Packaging container according to claim 8 or 9,
characterized in that
the at least one interruption (26) is 5-90%, preferably 20-75% and most preferably 35-60% of the stacking edge (24).
Packaging container according to any one of claims 8 to 10,
characterized in that
the at least one recess (16) is spaced apart in the circumferential direction (C) from the at least one interruption (26).
Packaging container according to any one of claims 8 to 11,
characterized in that
the at least one interruption (26) extends further in a circumferential direction (C) than the at least one recess (16).
Packaging container according to any one of claims 1 to 12,
characterized in that
the outer part (4) comprises at least one separation region (37).

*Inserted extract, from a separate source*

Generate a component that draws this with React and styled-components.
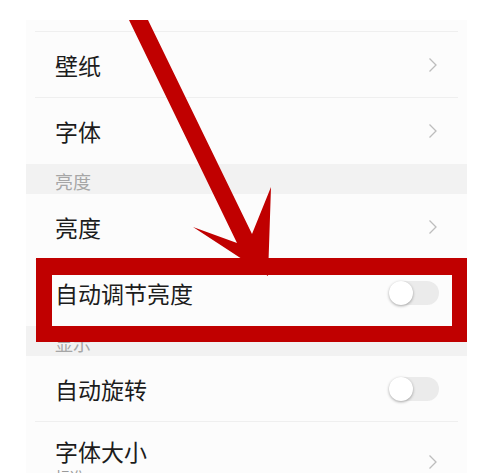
import React from "react";
import styled, { createGlobalStyle } from "styled-components";

const Global = createGlobalStyle`
    body{
        margin: 0;
        background: #ffffff;
        font-family: "Noto Sans CJK SC", "Noto Sans", sans-serif;
    }
`

// settings data
const sections = [
    { type: "row", label: "壁纸", action: "chevron" },
    { type: "row", label: "字体", action: "chevron", last: true },
    { type: "header", label: "亮度" },
    { type: "row", label: "亮度", action: "chevron" },
    { type: "row", label: "自动调节亮度", action: "toggle", last: true },
    { type: "header", label: "显示" },
    { type: "row", label: "自动旋转", action: "toggle" },
    { type: "row", label: "字体大小", sub: "标准", action: "chevron", tall: true },
];

const Chevron = () => (
    <svg width="10" height="16" viewBox="0 0 10 16">
        <path d="M1.5 1.5 L8 8 L1.5 14.5" fill="none" stroke="#bdbdbd" strokeWidth="1.3" />
    </svg>
);

const App = () => {
    return(
        <>
        <Global />
        <Page>
            <Screen>
                <TopStrip />
                {sections.map((item, i) =>
                    item.type === "header" ? (
                        <Header key={i}>{item.label}</Header>
                    ) : (
                        <Row key={i} last={item.last} tall={item.tall}>
                            <Texts>
                                <Label>{item.label}</Label>
                                {item.sub && <Sub>{item.sub}</Sub>}
                            </Texts>
                            {item.action === "chevron" ? <Chevron /> : <Toggle><Knob /></Toggle>}
                        </Row>
                    )
                )}
            </Screen>
            <Highlight />
            <Arrow viewBox="0 0 500 473" width="500" height="473">
                <polygon
                    fill="#c00000"
                    points="129,20 148,20 252,234 271,187 268,276 193,227 237,243"
                />
            </Arrow>
        </Page>
        </>
    )
}

const Page = styled.div`
    position: relative;
    width: 500px;
    height: 473px;
    overflow: hidden;
    padding-top: 20px;
    box-sizing: border-box;
`
const Screen = styled.div`
    margin-left: 26px;
    width: 441px;
    background: #fcfcfc;
`
const TopStrip = styled.div`
    height: 11px;
    margin: 0 9px;
    border-bottom: 1px solid #efefef;
`
const Row = styled.div`
    position: relative;
    height: ${p => p.tall ? "80px" : "66px"};
    display: flex;
    align-items: center;
    justify-content: space-between;
    padding: 0 29px 0 29px;
    box-sizing: border-box;
    &::after{
        content: "";
        display: ${p => p.last ? "none" : "block"};
        position: absolute;
        left: 9px;
        right: 9px;
        bottom: 0;
        height: 1px;
        background: #efefef;
    }
`
const Texts = styled.div`
    display: flex;
    flex-direction: column;
`
const Label = styled.span`
    font-size: 23px;
    color: #1c1c1c;
    line-height: 30px;
`
const Sub = styled.span`
    font-size: 15px;
    color: #9a9a9a;
    line-height: 22px;
`
const Header = styled.div`
    height: 30px;
    background: #f2f2f2;
    padding: 2px 0 0 29px;
    box-sizing: border-box;
    font-size: 18px;
    line-height: 30px;
    color: #a6a6a6;
`
const Toggle = styled.div`
    position: relative;
    width: 49px;
    height: 24px;
    border-radius: 12px;
    background: #ebebeb;
    margin-right: -1px;
`
const Knob = styled.div`
    position: absolute;
    left: -1px;
    top: 0;
    width: 24px;
    height: 24px;
    border-radius: 50%;
    background: #ffffff;
    box-shadow: 0 1px 3px rgba(0,0,0,0.35);
`
const Highlight = styled.div`
    position: absolute;
    left: 36px;
    top: 258px;
    width: 431px;
    height: 84px;
    box-sizing: border-box;
    border-style: solid;
    border-color: #c00000;
    border-width: 17px 15px 16px 16px;
`
const Arrow = styled.svg`
    position: absolute;
    left: 0;
    top: 0;
    pointer-events: none;
`

export default App;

Packaging container according to any one of claims 1 to 13,
characterized in that
the inner part (6) comprises polyethylene terephthalate, in particular recycled polyethylene terephthalate, polystyrene, in particular recycled polystyrene, and/or polypropene, in particular recycled polypropene, or

wherein the inner part (6) consists of polyethylene terephthalate, in particular recycled polyethylene terephthalate, polystyrene, in particular recycled polystyrene, and/or polypropene, in particular recycled polypropene.

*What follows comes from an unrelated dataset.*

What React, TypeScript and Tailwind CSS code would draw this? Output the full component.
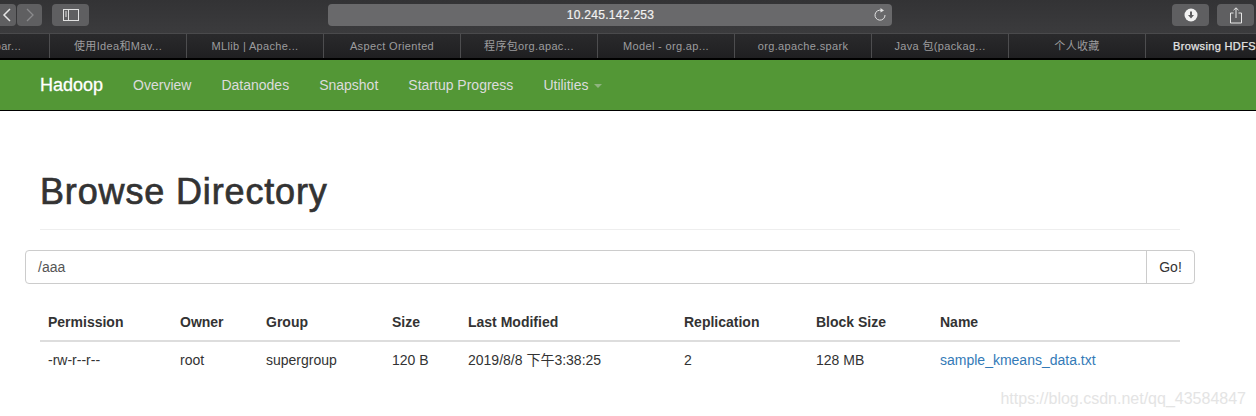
const tabs = [
  "Apache: Spar...",
  "使用Idea和Mav...",
  "MLlib | Apache...",
  "Aspect Oriented",
  "程序包org.apac...",
  "Model - org.ap...",
  "org.apache.spark",
  "Java 包(packag...",
  "个人收藏",
];

const navLinks = ["Overview", "Datanodes", "Snapshot", "Startup Progress"];

const columns = [
  { label: "Permission", value: "-rw-r--r--", width: "w-[132px]" },
  { label: "Owner", value: "root", width: "w-[86px]" },
  { label: "Group", value: "supergroup", width: "w-[126px]" },
  { label: "Size", value: "120 B", width: "w-[76px]" },
  { label: "Last Modified", value: "2019/8/8 下午3:38:25", width: "w-[216px]" },
  { label: "Replication", value: "2", width: "w-[132px]" },
  { label: "Block Size", value: "128 MB", width: "w-[124px]" },
];

function ToolbarButton({ className, children }: { className: string; children?: React.ReactNode }) {
  return (
    <div className={`flex h-[22px] items-center justify-center rounded-[4px] bg-[#5f5f61] ${className}`}>
      {children}
    </div>
  );
}

function BrowserChrome() {
  return (
    <div className="bg-[#2a2a2c]">
      <div className="flex h-[33px] items-start bg-gradient-to-b from-[#333335] to-[#3b3b3d] pt-1">
        <ToolbarButton className="w-4 rounded-l-none">
          <svg width="12" height="16" viewBox="0 0 12 16" fill="none" stroke="#e6e6e6" strokeWidth="1.5">
            <path d="M8 2 L2 8 L8 14" />
          </svg>
        </ToolbarButton>
        <ToolbarButton className="ml-px w-[25px]">
          <svg width="12" height="16" viewBox="0 0 12 16" fill="none" stroke="#8b8b8d" strokeWidth="1.3">
            <path d="M3 2 L9 8 L3 14" />
          </svg>
        </ToolbarButton>
        <ToolbarButton className="ml-[10px] w-[37px]">
          <svg width="16" height="12" viewBox="0 0 16 12" fill="none" stroke="#e2e2e2" strokeWidth="1">
            <rect x="0.5" y="0.5" width="15" height="11" />
            <path d="M5.5 0.5 V11.5" />
            <path d="M2 3 H4 M2 5 H4 M2 7 H4" />
          </svg>
        </ToolbarButton>
        <div className="ml-[239px] flex h-[22px] w-[564px] items-center rounded-[4px] bg-[#69696b] pr-[4px]">
          <span className="flex-1 pl-[20px] text-center text-[12px] tracking-[0.3px] text-[#f2f2f2] [-webkit-text-stroke:0.2px_#f2f2f2]">
            10.245.142.253
          </span>
          <svg width="14" height="14" viewBox="0 0 14 14" fill="none" stroke="#e2e2e2" strokeWidth="1" className="mr-[1px]">
            <path d="M8.5 2.4 A5 5 0 1 0 12 7" />
            <path d="M7.5 0 L11 2.4 L7.5 4.6 Z" fill="#e2e2e2" stroke="none" />
          </svg>
        </div>
        <ToolbarButton className="ml-[280px] w-[37px]">
          <svg width="14" height="14" viewBox="0 0 14 14">
            <circle cx="7" cy="7" r="6.5" fill="#f2f2f2" />
            <path d="M6 3.5 H8 V7 H10 L7 10.5 L4 7 H6 Z" fill="#5f5f61" />
          </svg>
        </ToolbarButton>
        <ToolbarButton className="ml-2 w-[37px]">
          <svg width="12" height="17" viewBox="0 0 12 17" fill="none" stroke="#e6e6e6" strokeWidth="1">
            <path d="M3.5 6 H0.5 V16 H11.5 V6 H8.5" />
            <path d="M6 11 V1 M3.5 3.2 L6 0.8 L8.5 3.2" />
          </svg>
        </ToolbarButton>
      </div>
      <div className="flex h-[25px] items-center overflow-hidden border-t border-[#4a4a4c] bg-gradient-to-b from-[#2a2a2c] to-[#1f1f21]">
        {tabs.map((tab, i) => (
          <div
            key={tab}
            className={`flex h-full w-[137px] shrink-0 items-center justify-center whitespace-nowrap border-r border-[#4d4d4f] text-[11px] tracking-[0.35px] text-[#9c9c9e] ${i === 0 ? "ml-[-87px]" : ""}`}
          >
            {tab}
          </div>
        ))}
        <div className="flex h-full w-[137px] shrink-0 items-center justify-center whitespace-nowrap text-[11px] tracking-[0.35px] text-[#e4e4e4] [-webkit-text-stroke:0.25px_#e4e4e4]">
          Browsing HDFS
        </div>
      </div>
    </div>
  );
}

export default function App() {
  return (
    <div className="relative h-[416px] w-[1256px] overflow-hidden bg-white font-['Liberation_Sans','Noto_Sans_CJK_SC',sans-serif] text-[14px] text-[#333]">
      <BrowserChrome />
      <nav className="flex h-[53px] items-center border-t-2 border-b border-t-black border-b-black bg-[#539736] pl-10">
        <a className="mr-[30px] text-[18px] text-white [-webkit-text-stroke:0.3px_#fff]">Hadoop</a>
        <div className="flex items-center gap-[30px] text-[#dcdcdc]">
          {navLinks.map((link) => (
            <a key={link}>{link}</a>
          ))}
          <a className="flex items-center gap-[5px]">
            Utilities
            <span className="mt-[2px] border-x-4 border-t-4 border-x-transparent border-t-[#8fb37f]" />
          </a>
        </div>
      </nav>

      <div className="pl-10 pr-[76px]">
        <h1 className="mt-[59px] border-b border-[#eee] pb-[15px] text-[36px] leading-[44px] tracking-[0.85px] [-webkit-text-stroke:0.7px_#333]">
          Browse Directory
        </h1>
      </div>

      <div className="ml-[25px] mt-5 flex h-[34px] w-[1170px] rounded-[4px] border border-[#ccc]">
        <div className="flex flex-1 items-center pl-3 text-[#555]">/aaa</div>
        <div className="flex w-[48px] items-center justify-center border-l border-[#ccc]">Go!</div>
      </div>

      <div className="pl-10 pr-[76px] pt-5">
        <table className="w-full table-fixed border-collapse text-left">
          <thead>
            <tr className="h-[37px] border-b-2 border-[#ddd]">
              {columns.map((col) => (
                <th key={col.label} className={`${col.width} pl-2 font-bold`}>
                  {col.label}
                </th>
              ))}
              <th className="pl-2 font-bold">Name</th>
            </tr>
          </thead>
          <tbody>
            <tr className="h-[37px]">
              {columns.map((col) => (
                <td key={col.label} className="pl-2">
                  {col.value}
                </td>
              ))}
              <td className="pl-2 text-[#337ab7]">sample_kmeans_data.txt</td>
            </tr>
          </tbody>
        </table>
      </div>

      <div className="absolute right-[10px] top-[387px] text-[16px] text-[#e4e4e4]">
        https://blog.csdn.net/qq_43584847
      </div>
    </div>
  );
}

Method to produce a packaging container (2), in particular a packaging container (2) according to any of the proceeding claims, comprising the steps:
- Providing a plastic blank,

- Thermoforming the plastic blank into an inner part (6), wherein the inner part (6) comprises a circumferential shoulder (14) at the bottom (8), wherein the shoulder (14) comprises at least one recess (16),

- Arranging an outer part (4) on the outside of the inner part (6), such that the outer part (4) is arranged on the shoulder (14) and the shoulder (14) supports the outer part (4).